Understand the uniqueness of each person's struggles & situations

And finally, there is no formula for sexual purity. There are no seven steps to making sure your child will remain pure sexually. There are no programs that guarantee faithfulness. There are certainly things that are wise to do, and there are certainly key issues that you and I will both need to address. But our children are different: their temptations will be different, their sins will be different, their questions will be different, and their disagreements will be different. We are, after all, dealing with human hearts, which are tempted in so many different ways.

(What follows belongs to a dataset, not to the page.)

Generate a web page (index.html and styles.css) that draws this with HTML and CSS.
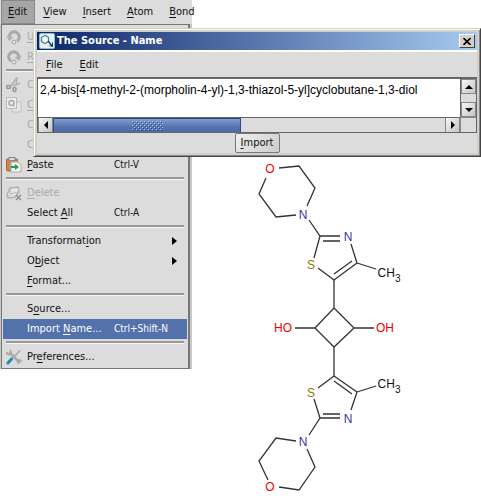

And if we are dealing with sinful human hearts, we are dealing with something that I don’t have the power to change or control over as a parent. Only the Spirit of God can change hearts of stony rebellion into the soft hearts of children of God.

So what I need is not a formula or someone to tell me how to do it. I need to reflect my Heavenly Father with faithfulness, patience, grace and mercy, discipline, truth. I need the help of other godly men and women in my kids’ lives and wisdom to respond, discuss, and address whatever questions, issues, and temptations come up in each of my children’s lives. And most importantly, I will need lots of prayer as I wait for God’s Spirit to make my child His child.

Fortunately for all of us as parents, God’s Spirit is always effective. Our God knows my children better than I do, loves my children more than I could, is perfectly wise in knowing how to handle my children, and will work His will in their hearts despite my flailing attempts. That gives me a bit more confidence to open the door and try to tackle the mess as faithfully as I can.

Want more guidance on godly sexuality in our children? Join us for our free webinar January 18 at 10:00 am to hear more from Chris and others with insight on this crucial topic of encouraging a biblical view of sexuality.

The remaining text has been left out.